I am sure the mother supports her daughter but if she doesn't love the child as her own you can't force that, can you?


Really that is awful. I suppose if knowing it's a donor egg would make the Op's mom love the baby less - it is better to find that out now. Op would then have plenty of time to place distance between herself and that so called "grandmother".
Anonymous
Maybe a little white lie? If it comes up, tell her you just don't know. Say that you had your own eggs supplemented with donor eggs and without a genetic test that you may do later you won't know for sure which egg was fertilized.
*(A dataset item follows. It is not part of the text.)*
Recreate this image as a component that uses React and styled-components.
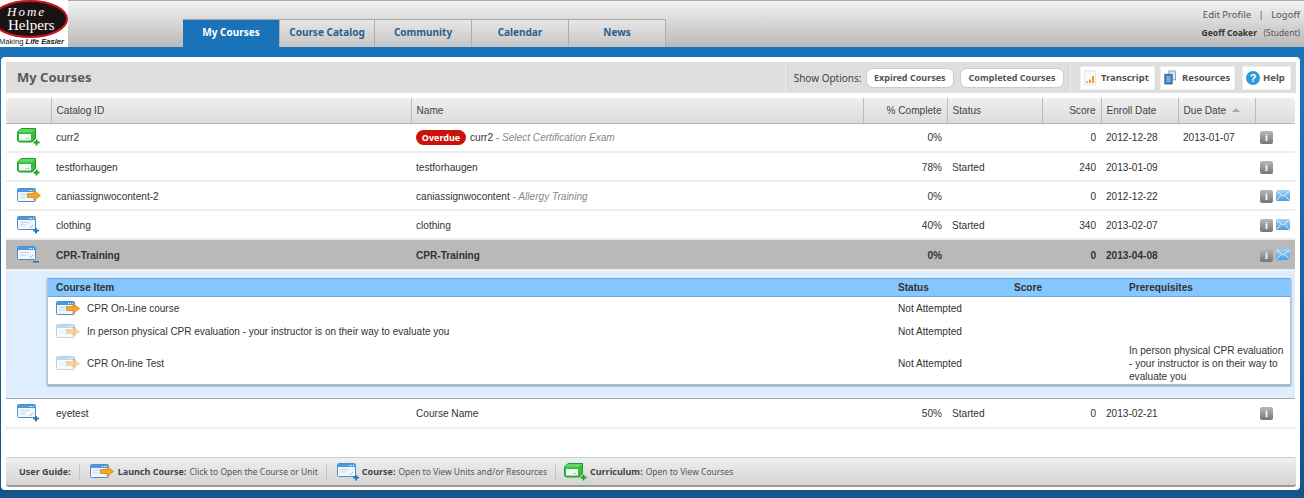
import styled, { createGlobalStyle } from "styled-components";

const GlobalStyle = createGlobalStyle`
  html, body {
    margin: 0;
    height: 498px;
    overflow: hidden;
    background: linear-gradient(#1a72b8 0, #1a72b8 100px, #12558a 498px);
    font-family: "Liberation Sans", Arial, sans-serif;
  }
`;

const tahoma = `"Noto Sans", "DejaVu Sans", sans-serif`;

const courses = [
  { icon: "curriculum", id: "curr2", overdue: true, name: "curr2", sub: "Select Certification Exam", pct: "0%", status: "", score: "0", enroll: "2012-12-28", due: "2013-01-07" },
  { icon: "curriculum", id: "testforhaugen", name: "testforhaugen", pct: "78%", status: "Started", score: "240", enroll: "2013-01-09", due: "" },
  { icon: "launch", id: "caniassignwocontent-2", name: "caniassignwocontent", sub: "Allergy Training", pct: "0%", status: "", score: "0", enroll: "2012-12-22", due: "", mail: true },
  { icon: "course", id: "clothing", name: "clothing", pct: "40%", status: "Started", score: "340", enroll: "2013-02-07", due: "", mail: true },
  { icon: "open", id: "CPR-Training", name: "CPR-Training", pct: "0%", status: "", score: "0", enroll: "2013-04-08", due: "", mail: true, selected: true },
  { icon: "course", id: "eyetest", name: "Course Name", pct: "50%", status: "Started", score: "0", enroll: "2013-02-21", due: "" },
];

const items = [
  { name: "CPR On-Line course", status: "Not Attempted", faded: false, prereq: "" },
  { name: "In person physical CPR evaluation - your instructor is on their way to evaluate you", status: "Not Attempted", faded: true, prereq: "" },
  { name: "CPR On-line Test", status: "Not Attempted", faded: true, prereq: "In person physical CPR evaluation - your instructor is on their way to evaluate you" },
];

const WindowShape = ({ faded }) => (
  <g opacity={faded ? 0.38 : 1}>
    <rect x="0.5" y="0.5" width="18" height="13" rx="1" fill="#f1f6fb" stroke="#4f8fc8" />
    <rect x="1" y="1" width="17" height="3" fill="#4a9ae0" />
    <path d="M12 2.500h1M14 2.500h1M16 2.500h1" stroke="#fff" />
    <path d="M3 6.500h9M3 9h6" stroke="#c8d6e4" />
  </g>
);

const CourseIcon = ({ minus }) => (
  <svg width="22" height="18" viewBox="0 0 22 18">
    <WindowShape />
    <path d="M13 12l3-3" stroke="#9ab8d4" />
    {minus ? (
      <rect x="16" y="15" width="6" height="1.500" fill="#2a70a8" />
    ) : (
      <path d="M19 12v5.500M16.200 14.700H22" stroke="#1f72b4" strokeWidth="1.800" />
    )}
  </svg>
);

const LaunchIcon = ({ faded }) => (
  <svg width="25" height="16" viewBox="0 0 25 16">
    <WindowShape faded={faded} />
    <path
      d="M10.500 5.500h6.500V2.500l6.500 5-6.500 5v-3h-6.500z"
      fill="#f5a623"
      stroke="#c9831a"
      strokeWidth="0.700"
      opacity={faded ? 0.42 : 1}
    />
  </svg>
);

const CurriculumIcon = () => (
  <svg width="23" height="18" viewBox="0 0 23 18">
    <path d="M0.500 4L4 0.500H18.500V10.500L15 14H2L0.500 12.500z" fill="#35bc3c" stroke="#249a2c" />
    <path d="M1 4.200L4.200 1H18L15 4.200z" fill="#5fd565" />
    <rect x="2" y="6" width="12" height="6.500" fill="#f2faf2" />
    <path d="M9 10.500h1M11 10.500h1" stroke="#6fbf75" />
    <path d="M19.500 11.500v6M16.500 14.500h6" stroke="#17a326" strokeWidth="1.800" />
  </svg>
);

const RowIcon = ({ type }) => {
  if (type === "curriculum") return <CurriculumIcon />;
  if (type === "launch") return <LaunchIcon />;
  if (type === "open") return <CourseIcon minus />;
  return <CourseIcon />;
};

const InfoBtn = styled.span`
  display: inline-flex;
  align-items: center;
  justify-content: center;
  width: 13px;
  height: 13px;
  border-radius: 2px;
  background: linear-gradient(#b8b8b8, #757575);
  color: #fff;
  font: bold 10px "Liberation Serif", serif;
`;

const MailIcon = () => (
  <svg width="14" height="12" viewBox="0 0 14 12">
    <defs>
      <linearGradient id="mailFill" x1="0" y1="0" x2="0" y2="1">
        <stop offset="0" stopColor="#a4d2f3" />
        <stop offset="1" stopColor="#4a9cdc" />
      </linearGradient>
    </defs>
    <rect width="14" height="11" rx="1" fill="url(#mailFill)" />
    <path d="M0.500 1l6.500 5 6.500-5M0.500 10.500L5 5.500M13.500 10.500L9 5.500" fill="none" stroke="#e3f2fc" />
  </svg>
);

const ChartIcon = () => (
  <svg width="12" height="16" viewBox="0 0 12 16">
    <rect x="0.500" y="1" width="11" height="14" fill="#f8f8f8" stroke="#e6e6e6" />
    <path d="M3 13v-1.500M6 13v-3.500M9 13v-7" stroke="#f0a020" strokeWidth="2" />
  </svg>
);

const ResIcon = () => (
  <svg width="13" height="17" viewBox="0 0 16 17">
    <rect x="6" y="0.500" width="8" height="11" fill="#dfe6ee" stroke="#8093a8" />
    <rect x="1" y="4.500" width="9" height="12" fill="#3d84c4" stroke="#245f96" />
    <path d="M3 8h5M3 10.500h5M3 13h5" stroke="#d5e8f8" />
  </svg>
);

const HelpIcon = () => (
  <svg width="14" height="14" viewBox="0 0 14 14">
    <circle cx="7" cy="7" r="7" fill="#2a9bd8" />
    <text x="7" y="11" textAnchor="middle" fontSize="11" fontWeight="bold" fill="#fff" fontFamily="Liberation Sans">?</text>
  </svg>
);

const Logo = () => (
  <svg width="68" height="47" viewBox="0 0 68 47">
    <rect width="68" height="47" fill="#fff" />
    <ellipse cx="30" cy="19" rx="37" ry="18" fill="#1b1313" stroke="#c8141e" strokeWidth="2" />
    <text x="7" y="16" fill="#fff" fontFamily="Liberation Serif" fontStyle="italic" fontSize="13" letterSpacing="2">Home</text>
    <text x="8" y="29.500" fill="#fff" fontFamily="Liberation Serif" fontSize="15">Helpers</text>
    <text x="-1" y="44" fill="#222" fontFamily="Liberation Sans" fontSize="7.600">Making <tspan fontStyle="italic" fontWeight="bold">Life Easier</tspan></text>
  </svg>
);

const App = () => {
  return (
    <>
      <GlobalStyle />
      <Header>
        <Logo />
        <Tabs>
          <Tab $active>My Courses</Tab>
          <Tab $w={95}>Course Catalog</Tab>
          <Tab $w={97}>Community</Tab>
          <Tab>Calendar</Tab>
          <Tab>News</Tab>
        </Tabs>
        <UserBox>
          <div>Edit Profile &nbsp; | &nbsp; Logoff</div>
          <UserLine><b>Geoff Coaker</b> &nbsp; (Student)</UserLine>
        </UserBox>
      </Header>
      <Panel>
        <TitleBar>
          <Title>My Courses</Title>
          <Options>
            <OptionLabel>Show Options:</OptionLabel>
            <Pill>Expired Courses</Pill>
            <Pill>Completed Courses</Pill>
          </Options>
          <Tools>
            <ToolBtn><ChartIcon />Transcript</ToolBtn>
            <ToolBtn><ResIcon />Resources</ToolBtn>
            <ToolBtn $help><HelpIcon />Help</ToolBtn>
          </Tools>
        </TitleBar>
        <Grid>
          <colgroup>
            <col width="45" />
            <col width="360" />
            <col width="452" />
            <col width="84" />
            <col width="95" />
            <col width="59" />
            <col width="77" />
            <col width="77" />
            <col width="40" />
          </colgroup>
          <thead>
            <tr>
              <Th />
              <Th>Catalog ID</Th>
              <Th>Name</Th>
              <Th $right>% Complete</Th>
              <Th>Status</Th>
              <Th $right>Score</Th>
              <Th>Enroll Date</Th>
              <Th>Due Date <SortArrow /></Th>
              <Th />
            </tr>
          </thead>
          <tbody>
            {courses.map((c) => (
              <CourseRows key={c.id} c={c} />
            ))}
          </tbody>
        </Grid>
        <Footer>
          <GuideLabel>User Guide:</GuideLabel>
          <GuideItem><LaunchIcon /><b>Launch Course:</b><span>Click to Open the Course or Unit</span></GuideItem>
          <GuideItem><CourseIcon /><b>Course:</b><span>Open to View Units and/or Resources</span></GuideItem>
          <GuideItem $tight><CurriculumIcon /><b>Curriculum:</b><span>Open to View Courses</span></GuideItem>
        </Footer>
      </Panel>
    </>
  );
};

const CourseRows = ({ c }) => (
  <>
    <Row $selected={c.selected}>
      <IconCell><RowIcon type={c.icon} /></IconCell>
      <Td>{c.id}</Td>
      <Td>
        {c.overdue && <Badge>Overdue</Badge>}
        {c.name}
        {c.sub && <Sub> - {c.sub}</Sub>}
      </Td>
      <Td $right>{c.pct}</Td>
      <Td>{c.status}</Td>
      <Td $right>{c.score}</Td>
      <Td>{c.enroll}</Td>
      <Td>{c.due}</Td>
      <ActionCell>
        <InfoBtn>i</InfoBtn>
        {c.mail && <MailIcon />}
      </ActionCell>
    </Row>
    {c.selected && (
      <tr>
        <Expanded colSpan={9}>
          <SubTable>
            <SubHead>
              <span>Course Item</span>
              <span>Status</span>
              <span>Score</span>
              <span>Prerequisites</span>
            </SubHead>
            {items.map((it) => (
              <SubRow key={it.name} $tall={!!it.prereq}>
                <ItemName><LaunchIcon faded={it.faded} />{it.name}</ItemName>
                <span>{it.status}</span>
                <span />
                <span>{it.prereq}</span>
              </SubRow>
            ))}
          </SubTable>
        </Expanded>
      </tr>
    )}
  </>
);

export default App;

const Header = styled.header`
  height: 46px;
  border-top: 1px solid #aaa;
  display: flex;
  align-items: flex-end;
  background: linear-gradient(#f2f2f2, #b9b9b9);
  box-sizing: content-box;
  > svg { margin-top: -1px; flex: none; display: block; }
`;

const Tabs = styled.nav`
  display: flex;
  margin-left: 115px;
  height: 28px;
`;

const Tab = styled.div`
  width: ${(p) => p.$w || 97}px;
  box-sizing: border-box;
  padding-bottom: 3px;
  display: flex;
  align-items: center;
  justify-content: center;
  font: bold 10px ${tahoma};
  color: ${(p) => (p.$active ? "#fff" : "#2b5f8c")};
  background: ${(p) => (p.$active ? "#1a72b8" : "linear-gradient(#e6e6e6, #c6c6c6)")};
  border-right: 1px solid #aeaeae;
  border-top: 1px solid #a5a5a5;
`;

const UserBox = styled.div`
  margin-left: auto;
  align-self: flex-start;
  padding: 8px 4px 0 0;
  text-align: right;
  font: 9.500px/12px ${tahoma};
  color: #555;
`;

const UserLine = styled.div`
  margin-top: 6px;
  font-size: 8.500px;
  b { color: #333; }
`;

const Panel = styled.main`
  margin: 10px 4px 0 1px;
  padding: 5px 4px 3px 5px;
  height: 425px;
  background: #fff;
  border-radius: 4px;
  display: flex;
  flex-direction: column;
`;

const TitleBar = styled.div`
  height: 31px;
  flex: none;
  display: flex;
  align-items: center;
  background: #dedede;
  padding-left: 11px;
`;

const Title = styled.h1`
  margin: 0 0 2px;
  font: bold 13px ${tahoma};
  color: #5a5a5a;
  flex: 1;
`;

const Options = styled.div`
  display: flex;
  align-items: center;
  gap: 6px;
  height: 31px;
  padding: 0 6px 0 8px;
  border-left: 1px solid #eee;
  border-right: 1px solid #eee;
`;

const OptionLabel = styled.span`
  margin-right: -2px;
  font: 10px ${tahoma};
  color: #444;
`;

const Pill = styled.span`
  height: 20px;
  box-sizing: border-box;
  padding: 0 7.500px;
  display: flex;
  align-items: center;
  border: 1px solid #ccc;
  border-radius: 7px;
  background: #fff;
  font: bold 9px ${tahoma};
  color: #555;
`;

const Tools = styled.div`
  display: flex;
  align-items: center;
  gap: 5px;
  margin: 0 5px 0 9px;
`;

const ToolBtn = styled.span`
  height: 24px;
  flex: none;
  box-sizing: border-box;
  width: ${(p) => (p.$help ? "49px" : "75px")};
  margin-left: ${(p) => (p.$help ? "2px" : "0")};
  padding-left: 3px;
  display: flex;
  align-items: center;
  gap: ${(p) => (p.$help ? "3px" : "5px")};
  background: #fff;
  border: 1px solid #eee;
  font: bold 9.500px ${tahoma};
  color: #555;
`;

const Grid = styled.table`
  margin-top: 5px;
  width: 1289px;
  flex: none;
  table-layout: fixed;
  border-collapse: collapse;
  font-size: 10.100px;
  color: #333;
`;

const Th = styled.th`
  height: 25px;
  padding: 0 5px;
  box-sizing: border-box;
  font-weight: normal;
  text-align: ${(p) => (p.$right ? "right" : "left")};
  background: linear-gradient(#efefef, #dcdcdc);
  border-left: 1px solid #bbb;
  border-bottom: 1px solid #b5b5b5;
  color: #444;
  &:first-child { border-left: 0; border-radius: 3px 0 0 3px; }
  &:last-child { border-radius: 0 3px 3px 0; }
`;

const SortArrow = styled.span`
  display: inline-block;
  margin-left: 3px;
  vertical-align: 2px;
  border: 4px solid transparent;
  border-top: 0;
  border-bottom: 4px solid #aaa;
`;

const Row = styled.tr`
  height: ${(p) => (p.$selected ? 31 : 29)}px;
  border-bottom: 2px solid #eee;
  background: ${(p) => (p.$selected ? "#b9b9b9" : "#fff")};
  font-weight: ${(p) => (p.$selected ? "bold" : "normal")};
  border-top: ${(p) => (p.$selected ? "1px solid #8e8e8e" : "0")};
`;

const Td = styled.td`
  padding: 1px 5px 0;
  white-space: nowrap;
  text-align: ${(p) => (p.$right ? "right" : "left")};
`;

const IconCell = styled.td`
  padding: 0 0 0 11px;
  svg { display: block; }
`;

const ActionCell = styled.td`
  padding: 1px 0 0 5px;
  > * { vertical-align: middle; }
  svg { margin-left: 3px; }
`;

const Badge = styled.span`
  display: inline-block;
  width: 50px;
  height: 15px;
  margin-right: 4px;
  border-radius: 8px;
  background: #c8120a;
  color: #fff;
  text-align: center;
  font: bold 9px/15px ${tahoma};
`;

const Sub = styled.i`
  color: #888;
`;

const Expanded = styled.td`
  padding: 7px 4px 13px 41px;
  background: #deeeff;
  border-bottom: 1px solid #aaa;
`;

const SubTable = styled.div`
  background: #fff;
  border: 1px solid #a5c5e0;
  border-top: 0;
  box-shadow: 0 1px 2px #888;
`;

const columns = "842px 116px 115px 1fr";

const SubHead = styled.div`
  display: grid;
  grid-template-columns: ${columns};
  height: 19px;
  align-items: center;
  padding-left: 8px;
  background: #85c6ff;
  border-top: 1px solid #6aa8dc;
  border-bottom: 1px solid #6aa8dc;
  box-sizing: border-box;
  font-weight: bold;
  color: #333;
`;

const SubRow = styled.div`
  display: grid;
  grid-template-columns: ${columns};
  height: ${(p) => (p.$tall ? 41 : 23)}px;
  align-items: center;
  padding: 0 6px 0 8px;
  color: #333;
  line-height: 13px;
`;

const ItemName = styled.span`
  display: flex;
  align-items: center;
  gap: 6px;
  font-size: 10px;
`;

const Footer = styled.footer`
  margin-top: auto;
  height: 30px;
  flex: none;
  display: flex;
  align-items: center;
  padding-left: 13px;
  box-sizing: border-box;
  background: linear-gradient(#efefef, #d4d4d4);
  border-top: 1px solid #ccc;
  border-bottom: 2px solid #999;
  border-radius: 3px;
  font: 8.500px ${tahoma};
  color: #555;
`;

const GuideLabel = styled.b`
  padding-right: 8px;
  font-size: 9px;
  color: #444;
`;

const GuideItem = styled.span`
  display: flex;
  align-items: center;
  gap: 3px;
  padding: 0 8px 0 ${(p) => (p.$tight ? 8 : 10)}px;
  height: 16px;
  border-left: 1px solid #c4c4c4;
  white-space: nowrap;
  b { color: #444; font-size: 9px; }
`;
Note that it surely doesn't matter because this is the most loved and wanted little baby ever.
Anonymous
Anonymous wrote:
Anonymous wrote:
Anonymous wrote:
Anonymous wrote:Personally, I would not consider a donor egg baby to be my grandchild would not want to know.


You are a horrible person.


Why doesn't she have the right to that feeling?
It is not her biological grand child. you can't force love.
I am sure the mother supports her daughter but if she doesn't love the child as her own you can't force that, can you?


Really that is awful. I suppose if knowing it's a donor egg would make the Op's mom love the baby less - it is better to find that out now. Op would then have plenty of time to place distance between herself and that so called "grandmother".


It is not her biological grandchild. You can't force a grandparent to adopt a grandchild other than falling in love.
It may happen or not.
Anonymous
Anonymous wrote:
Anonymous wrote:
Anonymous wrote:
Anonymous wrote:
Anonymous wrote:Personally, I would not consider a donor egg baby to be my grandchild would not want to know.


You are a horrible person.


Why doesn't she have the right to that feeling?
It is not her biological grand child. you can't force love.
I am sure the mother supports her daughter but if she doesn't love the child as her own you can't force that, can you?


Really that is awful. I suppose if knowing it's a donor egg would make the Op's mom love the baby less - it is better to find that out now. Op would then have plenty of time to place distance between herself and that so called "grandmother".


It is not her biological grandchild. You can't force a grandparent to adopt a grandchild other than falling in love.
It may happen or not.


It may not happen if it is her biological grandchild.

Yes, she is entitled to her feelings, but that doesn't mean ithers can't have their opinion on whether such feelings qualify her as a horrible person. Are you truly arguing that all feelings are valid and how someone feels doesn't, under some subjective standard developed by you, won't make them horrible?
Anonymous
DE mom here: People were very pushy about asking. is it is it? I really want to know! I had had enough people in my business throughout the infertility process. I protected my privacy. And those people who "needed to know...?" We moved to a better school system and I never saw them much after that. It was just gossip to them. I know this is your mom, but once you tell someone, you have told everyone. My pregnancy was nerve wracking after so many m/c and the last thing I needed was the neighborhood gossip or a mom who did not understand. My twins are in MS now and I am very glad that it is not public knowledge -- just another thing to deal with.